Haage & Partner Computer GmbH
- Type: Gesellschaft mit beschränkter Haftung
- Industry: Software industry, Development, Publishing, Distribution
- Founded: October 1995; 30 years ago in Glashütten (Taunus), Germany
- Founder: Jürgen Haage, Markus Nerding and Jochen Becher
- Products: Software
- Website: (1995–4.2022):; www.haage-partner.de/en; (1997–now):; www.haage-partner.com;

= Haage & Partner =

German company

Haage & Partner was a German company established in 1995. The company distributes software products where they usually are the exclusive distributor. Products are aimed at Microsoft Windows and Mac OS, and has been aimed at AmigaOS in the past. The primary destination countries are Germany, Austria, and Switzerland..

Other areas include translations into German of software and manuals. In some cases, complete packaging and organization. Media handling, advertising, presentation at fairs, German and English customer support, reseller support and print- and internet-related media production.

After the demise of Commodore International in 1994, the later owners of the Amiga trademark granted a license to the German company Haage & Partner to release updates to the Amiga's operating system, two of which have been produced as of 2011.

A former big product is "StormC", an integrated development environment which includes project management, compiler, debugger, linker, run-time-system and class library.
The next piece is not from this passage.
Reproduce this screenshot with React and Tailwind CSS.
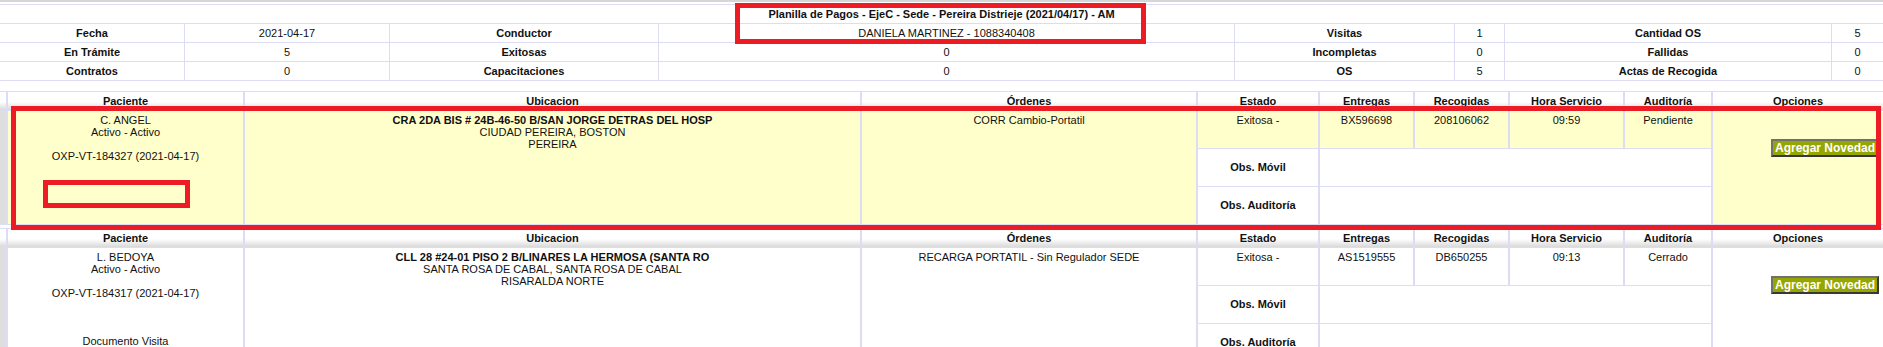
import React from "react";

const FONT = "font-['Liberation_Sans',Arial,sans-serif]";

function InfoTable() {
  const rows = [
    ["Fecha", "2021-04-17", "Conductor", "DANIELA MARTINEZ - 1088340408", "Visitas", "1", "Cantidad OS", "5"],
    ["En Trámite", "5", "Exitosas", "0", "Incompletas", "0", "Fallidas", "0"],
    ["Contratos", "0", "Capacitaciones", "0", "OS", "5", "Actas de Recogida", "0"],
  ];
  return (
    <div className="grid grid-cols-[184px_204px_268px_575px_219px_49px_326px_51px] gap-px bg-[#dcdcf5] py-px">
      <div className="col-span-8 flex h-[18px] items-center justify-center bg-white font-bold">
        Planilla de Pagos - EjeC - Sede - Pereira Distrieje (2021/04/17) - AM
      </div>
      {rows.map((r, i) =>
        r.map((c, j) => (
          <div
            key={`${i}-${j}`}
            className={`flex h-[18px] items-center justify-center bg-white ${j % 2 === 0 ? "font-bold" : ""}`}
          >
            {c}
          </div>
        ))
      )}
    </div>
  );
}

const HEAD = "bg-[linear-gradient(to_bottom,#ffffff_0%,#ffffff_55%,#d9d9d9_100%)]";

function Record({ yellow, name, code, addr, city, region, orden, entrega, recogida, hora, auditoria, doc }) {
  const bg = yellow ? "bg-[#ffffcc]" : "bg-white";
  const heads = ["Paciente", "Ubicacion", "Órdenes", "Estado", "Entregas", "Recogidas", "Hora Servicio", "Auditoría", "Opciones"];
  return (
    <div className="grid grid-cols-[6px_235px_615px_334px_120px_93px_93px_113px_86px_170px] grid-rows-[18px_37px_37px_37px] gap-x-[2px] gap-y-px bg-[#dcdcf5] py-px">
      <div className={HEAD} />
      {heads.map((h) => (
        <div key={h} className={`${HEAD} flex items-center justify-center font-bold`}>
          {h}
        </div>
      ))}
      <div className="row-span-3 bg-[#dedede]" />
      <div className={`row-span-3 ${bg} pt-[3px] text-center leading-[12px]`}>
        <div>{name}</div>
        <div>Activo - Activo</div>
        <div className="h-[12px]" />
        <div>{code}</div>
        {doc ? (
          <>
            <div className="h-[36px]" />
            <div>Documento Visita</div>
          </>
        ) : null}
      </div>
      <div className={`row-span-3 ${bg} pt-[3px] text-center leading-[12px]`}>
        <div className="font-bold">{addr}</div>
        <div>{city}</div>
        <div>{region}</div>
      </div>
      <div className={`row-span-3 ${bg} pt-[3px] text-center leading-[12px]`}>{orden}</div>
      <div className={`${bg} pt-[3px] text-center leading-[12px]`}>Exitosa -</div>
      <div className={`${bg} pt-[3px] text-center leading-[12px]`}>{entrega}</div>
      <div className={`${bg} pt-[3px] text-center leading-[12px]`}>{recogida}</div>
      <div className={`${bg} pt-[3px] text-center leading-[12px]`}>{hora}</div>
      <div className={`${bg} pt-[3px] text-center leading-[12px]`}>{auditoria}</div>
      <div className={`row-span-3 ${bg} flex items-start justify-end pr-[4px] pt-[28px]`}>
        <button className="h-[18px] border-2 border-b-[#383838] border-l-[#707070] border-r-[#383838] border-t-[#707070] bg-[#96a600] px-[2px] text-[12px] font-bold leading-[14px] text-white">
          Agregar Novedad
        </button>
      </div>
      <div className="flex items-center justify-center bg-white font-bold">Obs. Móvil</div>
      <div className="col-span-4 bg-white" />
      <div className="flex items-center justify-center bg-white font-bold">Obs. Auditoría</div>
      <div className="col-span-4 bg-white" />
    </div>
  );
}

export default function App() {
  return (
    <div className={`relative h-[347px] w-[1883px] overflow-hidden bg-white ${FONT} text-[11px] text-[#111]`}>
      <div className="h-[2px] bg-[#d6d6d6]" />
      <div className="mt-[2px]">
        <InfoTable />
      </div>
      <div className="mt-[10px]">
        <Record
          yellow
          name="C. ANGEL"
          code="OXP-VT-184327 (2021-04-17)"
          addr="CRA 2DA BIS # 24B-46-50 B/SAN JORGE DETRAS DEL HOSP"
          city="CIUDAD PEREIRA, BOSTON"
          region="PEREIRA"
          orden="CORR Cambio-Portatil"
          entrega="BX596698"
          recogida="208106062"
          hora="09:59"
          auditoria="Pendiente"
        />
      </div>
      <div className="mt-[3px]">
        <Record
          name="L. BEDOYA"
          code="OXP-VT-184317 (2021-04-17)"
          addr="CLL 28 #24-01 PISO 2 B/LINARES LA HERMOSA (SANTA RO"
          city="SANTA ROSA DE CABAL, SANTA ROSA DE CABAL"
          region="RISARALDA NORTE"
          orden="RECARGA PORTATIL - Sin Regulador SEDE"
          entrega="AS1519555"
          recogida="DB650255"
          hora="09:13"
          auditoria="Cerrado"
          doc
        />
      </div>

      {/* annotation overlays */}
      <div className="pointer-events-none absolute left-[735px] top-[3px] h-[41px] w-[411px] border-[5px] border-[#ed1c24]" />
      <div className="pointer-events-none absolute left-[11px] top-[106px] h-[124px] w-[1870px] border-[5px] border-[#ed1c24]" />
      <div className="pointer-events-none absolute left-[43px] top-[180px] h-[28px] w-[147px] border-[5px] border-[#ed1c24]" />
    </div>
  );
}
This development system was available for both the Motorola 68000 family and PowerPC processors under the AmigaOS.

Another product for the Amiga platform is the WarpOS which is a multi-tasking kernel for the PowerPC architecture developed by Haage & Partner in the late 1990s and early 2000s. It ran on PowerUP accelerator boards developed by Phase5 which contained both a Motorola 68000 family CPU and a PowerPC CPU with shared address space.

On 1 August 2025, the company was officially deleted from the german commercial register.